RAID is a product used to attack cockroaches and all, living in S. Fla. as he does Bill tends to think in terms of RAID. Few years back it was put into an AEROSOL can making it easier and more effective to use, especially around his computer. JDN



To: jhg_in_kc who wrote (13247)9/25/2001 11:05:19 AM
From: Bill Fischofer  Read Replies (1) | Respond to of 17183
 
Re: RAID analogy

The original acronym stood for "Redundant Array of Inexpensive Disks" but that was quickly changed to "Independent" since IBM wanted to maintain a certain pricing level and didn't want to give customers the wrong expectations. :)

If you look at the history of the disk industry in the enterprise space they were incredibly expensive 14" platter behemoths that reached their zenith with the IBM 3390 series in the early 1990s. One of the reasons EMC took the mainframe storage crown from IBM was that they realized that with the appropriate software you could gang together lots of cheap 5.25" "commodity" drives and dramatically undercut IBM's pricing while simultaneously improving both capacity and performance. 5.25" drives soon gave way to newer 3.5" drives and the rest is history.

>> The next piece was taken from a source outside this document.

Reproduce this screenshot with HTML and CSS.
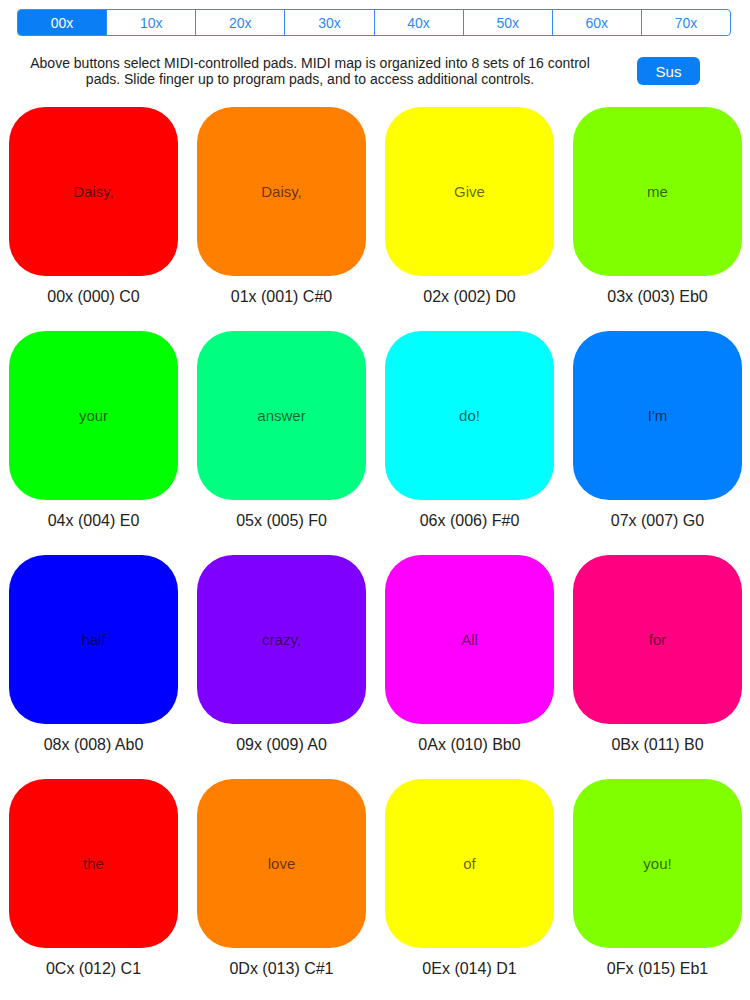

The key to the rise of the storage-centric paradigm is the realization that you can cluster together hundreds of cheap "commodity" Intel processors to similarly undercut the price/performance of the traditional mainframe/central server. The reason DELL+EMC is so potent is that nobody has better cost controls on the processor side than DELL and nobody has better storage expertise than EMC. Nobody will be able to match DELL in cranking out diskless "server peripherals" to plug into the storage networks that EMC will provide. The storage network itself will be massively redundant and distributed (especially in light of the 9/11 outrages) and this architecture will soak up every bit of the imagined "bandwidth glut" that has plagued the telecom industry over the past 18 months.